START

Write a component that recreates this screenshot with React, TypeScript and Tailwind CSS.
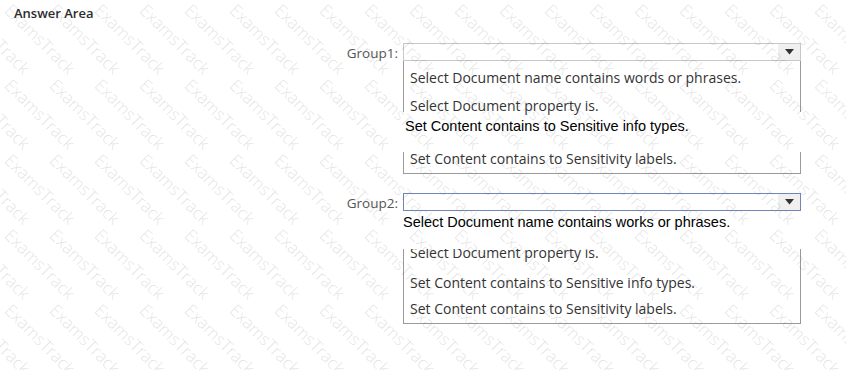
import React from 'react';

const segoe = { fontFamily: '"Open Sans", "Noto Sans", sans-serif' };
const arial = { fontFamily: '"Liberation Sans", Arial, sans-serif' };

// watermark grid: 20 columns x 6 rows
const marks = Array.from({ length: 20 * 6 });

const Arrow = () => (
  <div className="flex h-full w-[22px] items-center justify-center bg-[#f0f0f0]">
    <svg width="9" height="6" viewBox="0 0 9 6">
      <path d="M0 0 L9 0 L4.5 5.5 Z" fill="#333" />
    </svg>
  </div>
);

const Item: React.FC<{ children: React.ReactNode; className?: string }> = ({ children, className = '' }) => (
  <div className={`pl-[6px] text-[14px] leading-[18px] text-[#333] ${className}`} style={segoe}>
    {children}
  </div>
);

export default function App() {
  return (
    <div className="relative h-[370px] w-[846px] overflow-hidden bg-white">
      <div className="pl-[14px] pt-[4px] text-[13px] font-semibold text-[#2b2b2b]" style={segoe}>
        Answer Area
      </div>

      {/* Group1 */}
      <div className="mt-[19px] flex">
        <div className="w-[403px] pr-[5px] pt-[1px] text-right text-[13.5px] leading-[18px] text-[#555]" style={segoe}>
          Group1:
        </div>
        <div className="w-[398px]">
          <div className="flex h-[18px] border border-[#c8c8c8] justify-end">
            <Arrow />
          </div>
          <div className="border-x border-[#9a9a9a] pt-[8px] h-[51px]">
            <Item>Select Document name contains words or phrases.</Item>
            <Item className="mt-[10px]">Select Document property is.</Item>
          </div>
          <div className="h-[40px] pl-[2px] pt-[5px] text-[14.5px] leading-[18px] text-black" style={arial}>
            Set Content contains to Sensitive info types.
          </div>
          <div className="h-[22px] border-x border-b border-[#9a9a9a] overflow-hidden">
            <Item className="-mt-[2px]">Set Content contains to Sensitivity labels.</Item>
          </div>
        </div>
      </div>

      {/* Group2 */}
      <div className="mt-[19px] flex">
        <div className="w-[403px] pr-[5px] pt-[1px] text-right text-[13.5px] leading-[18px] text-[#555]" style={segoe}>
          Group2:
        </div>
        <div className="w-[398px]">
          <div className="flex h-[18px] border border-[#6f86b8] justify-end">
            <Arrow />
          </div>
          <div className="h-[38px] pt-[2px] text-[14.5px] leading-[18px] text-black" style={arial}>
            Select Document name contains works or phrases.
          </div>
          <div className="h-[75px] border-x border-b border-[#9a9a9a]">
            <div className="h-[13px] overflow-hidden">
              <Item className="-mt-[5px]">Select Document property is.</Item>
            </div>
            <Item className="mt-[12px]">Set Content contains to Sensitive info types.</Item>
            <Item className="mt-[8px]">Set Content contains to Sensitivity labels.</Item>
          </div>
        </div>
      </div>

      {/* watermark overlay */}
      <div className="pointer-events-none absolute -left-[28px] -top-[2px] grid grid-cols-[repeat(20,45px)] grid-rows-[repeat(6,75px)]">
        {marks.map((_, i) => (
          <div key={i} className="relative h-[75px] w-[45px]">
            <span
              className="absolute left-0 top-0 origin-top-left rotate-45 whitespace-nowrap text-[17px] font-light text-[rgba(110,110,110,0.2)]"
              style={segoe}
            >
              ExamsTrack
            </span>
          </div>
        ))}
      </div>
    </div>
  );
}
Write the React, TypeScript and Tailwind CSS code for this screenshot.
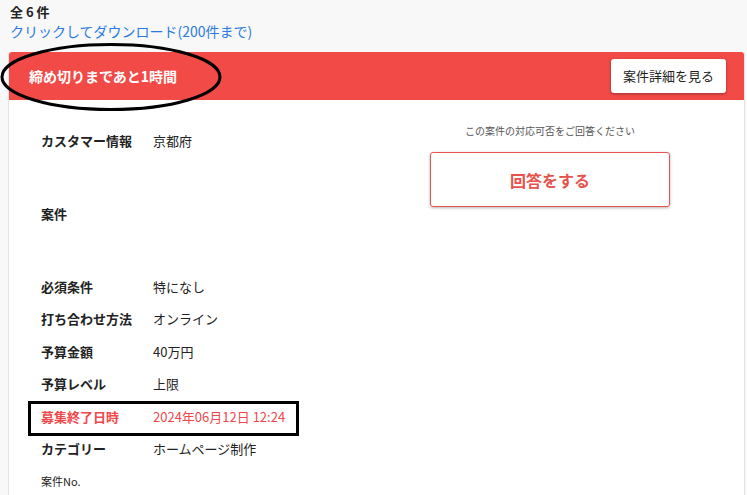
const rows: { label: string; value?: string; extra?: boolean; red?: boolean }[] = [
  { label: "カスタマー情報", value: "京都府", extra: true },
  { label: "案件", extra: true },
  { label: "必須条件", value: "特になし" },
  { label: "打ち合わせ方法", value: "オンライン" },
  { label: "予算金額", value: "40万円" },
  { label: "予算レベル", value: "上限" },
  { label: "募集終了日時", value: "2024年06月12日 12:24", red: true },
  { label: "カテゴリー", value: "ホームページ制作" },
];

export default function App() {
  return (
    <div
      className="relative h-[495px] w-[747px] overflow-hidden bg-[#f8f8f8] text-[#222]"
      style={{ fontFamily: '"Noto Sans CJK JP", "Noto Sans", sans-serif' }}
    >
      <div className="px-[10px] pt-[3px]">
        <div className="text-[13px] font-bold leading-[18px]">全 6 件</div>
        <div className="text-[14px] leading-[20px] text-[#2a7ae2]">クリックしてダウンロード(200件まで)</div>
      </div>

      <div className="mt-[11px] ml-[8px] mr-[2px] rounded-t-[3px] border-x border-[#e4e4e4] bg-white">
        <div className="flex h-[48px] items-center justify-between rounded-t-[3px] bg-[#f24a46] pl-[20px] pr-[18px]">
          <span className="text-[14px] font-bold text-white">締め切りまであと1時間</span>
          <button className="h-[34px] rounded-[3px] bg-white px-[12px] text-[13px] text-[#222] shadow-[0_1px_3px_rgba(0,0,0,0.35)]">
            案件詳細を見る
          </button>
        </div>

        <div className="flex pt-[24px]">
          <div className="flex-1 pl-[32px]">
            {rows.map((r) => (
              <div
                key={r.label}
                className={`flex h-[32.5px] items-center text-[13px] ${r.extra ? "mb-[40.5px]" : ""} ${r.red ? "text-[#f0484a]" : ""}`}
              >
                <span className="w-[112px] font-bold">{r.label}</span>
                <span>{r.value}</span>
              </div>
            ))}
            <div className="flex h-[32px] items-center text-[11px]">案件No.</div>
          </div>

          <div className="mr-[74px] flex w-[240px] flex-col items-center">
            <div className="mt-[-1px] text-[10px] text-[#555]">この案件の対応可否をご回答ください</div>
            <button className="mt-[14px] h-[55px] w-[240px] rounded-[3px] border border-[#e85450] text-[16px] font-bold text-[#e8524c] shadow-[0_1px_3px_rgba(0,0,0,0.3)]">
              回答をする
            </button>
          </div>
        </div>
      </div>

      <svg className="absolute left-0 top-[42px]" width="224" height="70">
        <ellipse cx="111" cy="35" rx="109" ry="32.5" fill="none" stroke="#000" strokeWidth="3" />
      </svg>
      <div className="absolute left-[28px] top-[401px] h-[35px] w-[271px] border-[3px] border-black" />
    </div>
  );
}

END

◆ Exercise prompt ◆
Copy all the data exactly as written, but skip any picture.

◆ Exercise output ◆
Write a component that recreates this screenshot with React, TypeScript and Tailwind CSS.
import React from 'react';

const segoe = { fontFamily: '"Open Sans", "Noto Sans", sans-serif' };
const arial = { fontFamily: '"Liberation Sans", Arial, sans-serif' };

// watermark grid: 20 columns x 6 rows
const marks = Array.from({ length: 20 * 6 });

const Arrow = () => (
  <div className="flex h-full w-[22px] items-center justify-center bg-[#f0f0f0]">
    <svg width="9" height="6" viewBox="0 0 9 6">
      <path d="M0 0 L9 0 L4.5 5.5 Z" fill="#333" />
    </svg>
  </div>
);

const Item: React.FC<{ children: React.ReactNode; className?: string }> = ({ children, className = '' }) => (
  <div className={`pl-[6px] text-[14px] leading-[18px] text-[#333] ${className}`} style={segoe}>
    {children}
  </div>
);

export default function App() {
  return (
    <div className="relative h-[370px] w-[846px] overflow-hidden bg-white">
      <div className="pl-[14px] pt-[4px] text-[13px] font-semibold text-[#2b2b2b]" style={segoe}>
        Answer Area
      </div>

      {/* Group1 */}
      <div className="mt-[19px] flex">
        <div className="w-[403px] pr-[5px] pt-[1px] text-right text-[13.5px] leading-[18px] text-[#555]" style={segoe}>
          Group1:
        </div>
        <div className="w-[398px]">
          <div className="flex h-[18px] border border-[#c8c8c8] justify-end">
            <Arrow />
          </div>
          <div className="border-x border-[#9a9a9a] pt-[8px] h-[51px]">
            <Item>Select Document name contains words or phrases.</Item>
            <Item className="mt-[10px]">Select Document property is.</Item>
          </div>
          <div className="h-[40px] pl-[2px] pt-[5px] text-[14.5px] leading-[18px] text-black" style={arial}>
            Set Content contains to Sensitive info types.
          </div>
          <div className="h-[22px] border-x border-b border-[#9a9a9a] overflow-hidden">
            <Item className="-mt-[2px]">Set Content contains to Sensitivity labels.</Item>
          </div>
        </div>
      </div>

      {/* Group2 */}
      <div className="mt-[19px] flex">
        <div className="w-[403px] pr-[5px] pt-[1px] text-right text-[13.5px] leading-[18px] text-[#555]" style={segoe}>
          Group2:
        </div>
        <div className="w-[398px]">
          <div className="flex h-[18px] border border-[#6f86b8] justify-end">
            <Arrow />
          </div>
          <div className="h-[38px] pt-[2px] text-[14.5px] leading-[18px] text-black" style={arial}>
            Select Document name contains works or phrases.
          </div>
          <div className="h-[75px] border-x border-b border-[#9a9a9a]">
            <div className="h-[13px] overflow-hidden">
              <Item className="-mt-[5px]">Select Document property is.</Item>
            </div>
            <Item className="mt-[12px]">Set Content contains to Sensitive info types.</Item>
            <Item className="mt-[8px]">Set Content contains to Sensitivity labels.</Item>
          </div>
        </div>
      </div>

      {/* watermark overlay */}
      <div className="pointer-events-none absolute -left-[28px] -top-[2px] grid grid-cols-[repeat(20,45px)] grid-rows-[repeat(6,75px)]">
        {marks.map((_, i) => (
          <div key={i} className="relative h-[75px] w-[45px]">
            <span
              className="absolute left-0 top-0 origin-top-left rotate-45 whitespace-nowrap text-[17px] font-light text-[rgba(110,110,110,0.2)]"
              style={segoe}
            >
              ExamsTrack
            </span>
          </div>
        ))}
      </div>
    </div>
  );
}
Write the React, TypeScript and Tailwind CSS code for this screenshot.
const rows: { label: string; value?: string; extra?: boolean; red?: boolean }[] = [
  { label: "カスタマー情報", value: "京都府", extra: true },
  { label: "案件", extra: true },
  { label: "必須条件", value: "特になし" },
  { label: "打ち合わせ方法", value: "オンライン" },
  { label: "予算金額", value: "40万円" },
  { label: "予算レベル", value: "上限" },
  { label: "募集終了日時", value: "2024年06月12日 12:24", red: true },
  { label: "カテゴリー", value: "ホームページ制作" },
];

export default function App() {
  return (
    <div
      className="relative h-[495px] w-[747px] overflow-hidden bg-[#f8f8f8] text-[#222]"
      style={{ fontFamily: '"Noto Sans CJK JP", "Noto Sans", sans-serif' }}
    >
      <div className="px-[10px] pt-[3px]">
        <div className="text-[13px] font-bold leading-[18px]">全 6 件</div>
        <div className="text-[14px] leading-[20px] text-[#2a7ae2]">クリックしてダウンロード(200件まで)</div>
      </div>

      <div className="mt-[11px] ml-[8px] mr-[2px] rounded-t-[3px] border-x border-[#e4e4e4] bg-white">
        <div className="flex h-[48px] items-center justify-between rounded-t-[3px] bg-[#f24a46] pl-[20px] pr-[18px]">
          <span className="text-[14px] font-bold text-white">締め切りまであと1時間</span>
          <button className="h-[34px] rounded-[3px] bg-white px-[12px] text-[13px] text-[#222] shadow-[0_1px_3px_rgba(0,0,0,0.35)]">
            案件詳細を見る
          </button>
        </div>

        <div className="flex pt-[24px]">
          <div className="flex-1 pl-[32px]">
            {rows.map((r) => (
              <div
                key={r.label}
                className={`flex h-[32.5px] items-center text-[13px] ${r.extra ? "mb-[40.5px]" : ""} ${r.red ? "text-[#f0484a]" : ""}`}
              >
                <span className="w-[112px] font-bold">{r.label}</span>
                <span>{r.value}</span>
              </div>
            ))}
            <div className="flex h-[32px] items-center text-[11px]">案件No.</div>
          </div>

          <div className="mr-[74px] flex w-[240px] flex-col items-center">
            <div className="mt-[-1px] text-[10px] text-[#555]">この案件の対応可否をご回答ください</div>
            <button className="mt-[14px] h-[55px] w-[240px] rounded-[3px] border border-[#e85450] text-[16px] font-bold text-[#e8524c] shadow-[0_1px_3px_rgba(0,0,0,0.3)]">
              回答をする
            </button>
          </div>
        </div>
      </div>

      <svg className="absolute left-0 top-[42px]" width="224" height="70">
        <ellipse cx="111" cy="35" rx="109" ry="32.5" fill="none" stroke="#000" strokeWidth="3" />
      </svg>
      <div className="absolute left-[28px] top-[401px] h-[35px] w-[271px] border-[3px] border-black" />
    </div>
  );
}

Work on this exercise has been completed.